Il écumait de rage et partit de suite pour se plaindre au comte Woronzoff, qui me renvoya un aide de camp pour me demander de me justifier de la violence que je venais de commettre.

Je fus moi-même chez lui, et je lui expliquai les motifs qui m'avaient fait agir ainsi. Il ne put s'empêcher de sourire et trouva que le premier devoir d'un chef est de pourvoir aux besoius de sa troupe, que le moyen que j'avais employé était violent, mais qu'il ne pouvait s'empêcher d'avouer qu'à ma place il n'aurait pas agi autrement.

Le comte Woronzoff me fit asseoir là-dessus dans sa calèche pour me mener au grand quartier-général du prince royal et du général Winzingerode. Ce dernier m'avait mandé auprès de lui, et nous arrivâmes à Zerbst, où il était établi.

Le comte Woronzoff m'avoua plus tard que cet acte, quoique violent, lui avait donné une bonne opinion de mon caractère. Étant d'ailleurs très doux de caractère dans les circonstances ordinaires, il n'a jamais eu occasion de me blåmer pour des actes violents à propos de bottes.

Je dine chez Winzingerode. Nouvelle mission. Le général Winzingerode me reçut très bien et me fit diner avec lui.

Le prince Wolkonsky, chez lequel je m'étais arrêté, me fit voir la liste des personnes que le général Winzingerode se proposait de présenter à l'Empereur pour être récompensées et il me montra mon nom, qui était apostillé de la manière la plus favorable.

Après le diner, le général Winzingerode me fit entrer dans son cabinet et me donna l'ordre de partir dans deux heures avec ma brigade, qui serait encore renforcée d'un régiment que le général Staal devait me fournir, de passer l'Elbe avec le général Tchernitcheff et d'occuper le terrain entre la Saale et la Mulde, d'envoyer de forts détachements sur Magdebourg et de rassembler tous les bateaux que je trouverais dans la Saale, de les faire entrer dans l'Elbe pour faciliter la construction d'un pont à Aken. (Acken)

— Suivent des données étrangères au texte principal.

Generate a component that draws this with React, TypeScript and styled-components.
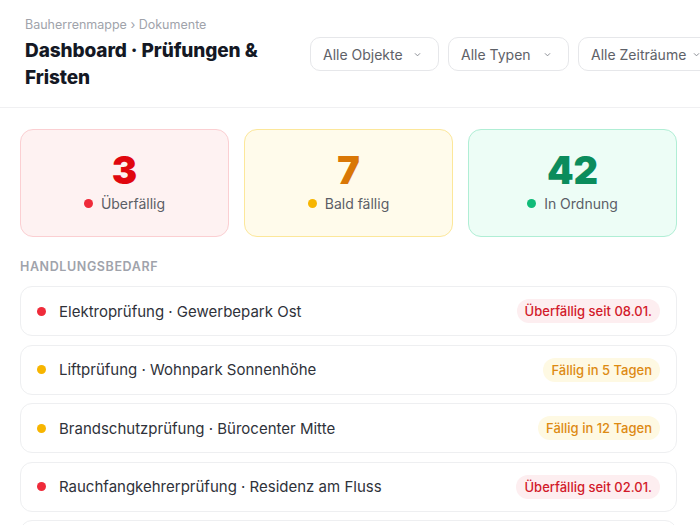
import React from "react";
import styled, { createGlobalStyle } from "styled-components";

const GlobalStyle = createGlobalStyle`
  html, body {
    margin: 0;
    padding: 0;
    background: #ffffff;
    overflow: hidden;
  }
  body {
    font-family: Inter, "Noto Sans", sans-serif;
    color: #1f2430;
  }
`;

type Tone = "red" | "yellow" | "green";

const tones = {
  red: { bg: "#fef2f2", border: "#fbcfd2", text: "#e0070f", dot: "#ef2b3a", badgeBg: "#fdeef0", badgeText: "#d21a2a" },
  yellow: { bg: "#fffbeb", border: "#fce79a", text: "#d97706", dot: "#f7b500", badgeBg: "#fef9e3", badgeText: "#dd8a12" },
  green: { bg: "#edfdf6", border: "#b0eed5", text: "#0b8c5c", dot: "#10bb78", badgeBg: "#e9fbf2", badgeText: "#0b8c5c" },
};

const Page = styled.div`
  width: 700px;
  height: 525px;
  overflow: hidden;
`;

const Header = styled.header`
  display: flex;
  align-items: flex-start;
  gap: 26px;
  padding: 17px 0 16px 25px;
  border-bottom: 1px solid #f0f0f2;
`;

const TitleBlock = styled.div`
  width: 259px;
  flex-shrink: 0;
`;

const Breadcrumb = styled.div`
  font-size: 12.5px;
  color: #a0a3ab;
  line-height: 16px;
  margin-bottom: 4px;
`;

const Title = styled.h1`
  margin: 0;
  font-size: 19px;
  font-weight: 800;
  line-height: 27px;
  color: #141824;
  letter-spacing: -0.1px;
`;

const Filters = styled.div`
  display: flex;
  gap: 9px;
  margin-top: 20px;
  flex-shrink: 0;
`;

const FilterButton = styled.button<{ $w: number }>`
  display: flex;
  align-items: center;
  justify-content: space-between;
  width: ${(p) => p.$w}px;
  height: 34px;
  padding: 0 16px 0 12px;
  box-sizing: border-box;
  border: 1px solid #e6e7ea;
  border-radius: 10px;
  background: #fff;
  font-family: inherit;
  font-size: 14px;
  color: #5e6168;
`;

const Content = styled.main`
  padding: 21px 23px 0 20px;
`;

const Stats = styled.div`
  display: grid;
  grid-template-columns: repeat(3, 1fr);
  gap: 15px;
`;

const StatCard = styled.div<{ $tone: Tone }>`
  height: 108px;
  box-sizing: border-box;
  border: 1px solid ${(p) => tones[p.$tone].border};
  background: ${(p) => tones[p.$tone].bg};
  border-radius: 13px;
  display: flex;
  flex-direction: column;
  align-items: center;
  justify-content: center;
  gap: 3px;
  padding-bottom: 6px;
`;

const StatNumber = styled.div<{ $tone: Tone }>`
  font-size: 38px;
  font-weight: 900;
  line-height: 44px;
  color: ${(p) => tones[p.$tone].text};
`;

const StatLabel = styled.div`
  display: flex;
  align-items: center;
  gap: 8px;
  font-size: 14px;
  color: #5b5e66;
`;

const Dot = styled.span<{ $tone: Tone }>`
  width: 9px;
  height: 9px;
  border-radius: 50%;
  background: ${(p) => tones[p.$tone].dot};
  flex-shrink: 0;
`;

const SectionTitle = styled.div`
  margin: 22px 0 12px;
  font-size: 12.5px;
  font-weight: 600;
  letter-spacing: 0.6px;
  color: #a0a3ab;
`;

const List = styled.div`
  display: flex;
  flex-direction: column;
  gap: 8.5px;
`;

const Row = styled.div`
  display: flex;
  align-items: center;
  height: 50px;
  box-sizing: border-box;
  padding: 0 16px;
  border: 1px solid #eeeff1;
  border-radius: 12px;
  background: #fff;
  gap: 13px;
`;

const RowText = styled.div`
  flex: 1;
  font-size: 15px;
  color: #2f323a;
`;

const Badge = styled.span<{ $tone: Tone }>`
  padding: 4px 8px;
  border-radius: 999px;
  font-size: 13px;
  font-weight: 500;
  background: ${(p) => tones[p.$tone].badgeBg};
  color: ${(p) => tones[p.$tone].badgeText};
`;

const Chevron = () => (
  <svg width="9" height="9" viewBox="0 0 10 10" fill="none">
    <path d="M2.5 4 L5 6.5 L7.5 4" stroke="#8a8d94" strokeWidth="1.1" strokeLinecap="round" strokeLinejoin="round" />
  </svg>
);

const stats: { tone: Tone; value: string; label: string }[] = [
  { tone: "red", value: "3", label: "Überfällig" },
  { tone: "yellow", value: "7", label: "Bald fällig" },
  { tone: "green", value: "42", label: "In Ordnung" },
];

const items: { tone: Tone; text: string; badge: string }[] = [
  { tone: "red", text: "Elektroprüfung · Gewerbepark Ost", badge: "Überfällig seit 08.01." },
  { tone: "yellow", text: "Liftprüfung · Wohnpark Sonnenhöhe", badge: "Fällig in 5 Tagen" },
  { tone: "yellow", text: "Brandschutzprüfung · Bürocenter Mitte", badge: "Fällig in 12 Tagen" },
  { tone: "red", text: "Rauchfangkehrerprüfung · Residenz am Fluss", badge: "Überfällig seit 02.01." },
  { tone: "yellow", text: "Gasprüfung · Stadthaus Nord", badge: "Fällig in 18 Tagen" },
];

const filters = [
  { label: "Alle Objekte", w: 129 },
  { label: "Alle Typen", w: 121 },
  { label: "Alle Zeiträume", w: 140 },
];

export default function App() {
  return (
    <Page>
      <GlobalStyle />
      <Header>
        <TitleBlock>
          <Breadcrumb>Bauherrenmappe › Dokumente</Breadcrumb>
          <Title>Dashboard · Prüfungen &amp; Fristen</Title>
        </TitleBlock>
        <Filters>
          {filters.map((f) => (
            <FilterButton key={f.label} $w={f.w}>
              {f.label}
              <Chevron />
            </FilterButton>
          ))}
        </Filters>
      </Header>
      <Content>
        <Stats>
          {stats.map((s) => (
            <StatCard key={s.label} $tone={s.tone}>
              <StatNumber $tone={s.tone}>{s.value}</StatNumber>
              <StatLabel>
                <Dot $tone={s.tone} />
                {s.label}
              </StatLabel>
            </StatCard>
          ))}
        </Stats>
        <SectionTitle>HANDLUNGSBEDARF</SectionTitle>
        <List>
          {items.map((it) => (
            <Row key={it.text}>
              <Dot $tone={it.tone} />
              <RowText>{it.text}</RowText>
              <Badge $tone={it.tone}>{it.badge}</Badge>
            </Row>
          ))}
        </List>
      </Content>
    </Page>
  );
}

Me voilà donc derechef en l'air. Plusieurs jeunes gens du quartier-général voulurent être de cette expédition. La bonne prise que je venais de faire et l'éclat que j'avais eu à l'ouverture de la campagne leur avaient fait venir l'eau à la bouche. Mais le général Winzingerode refusa leur demande, et j'en fus bien aise car ils sont ordinairement de peu d'utilité et enlèvent les récompenses qui reviennent de droit à de braves officiers, qui n'ont pour eux que leur bravoure, et les fatigues et les dangers.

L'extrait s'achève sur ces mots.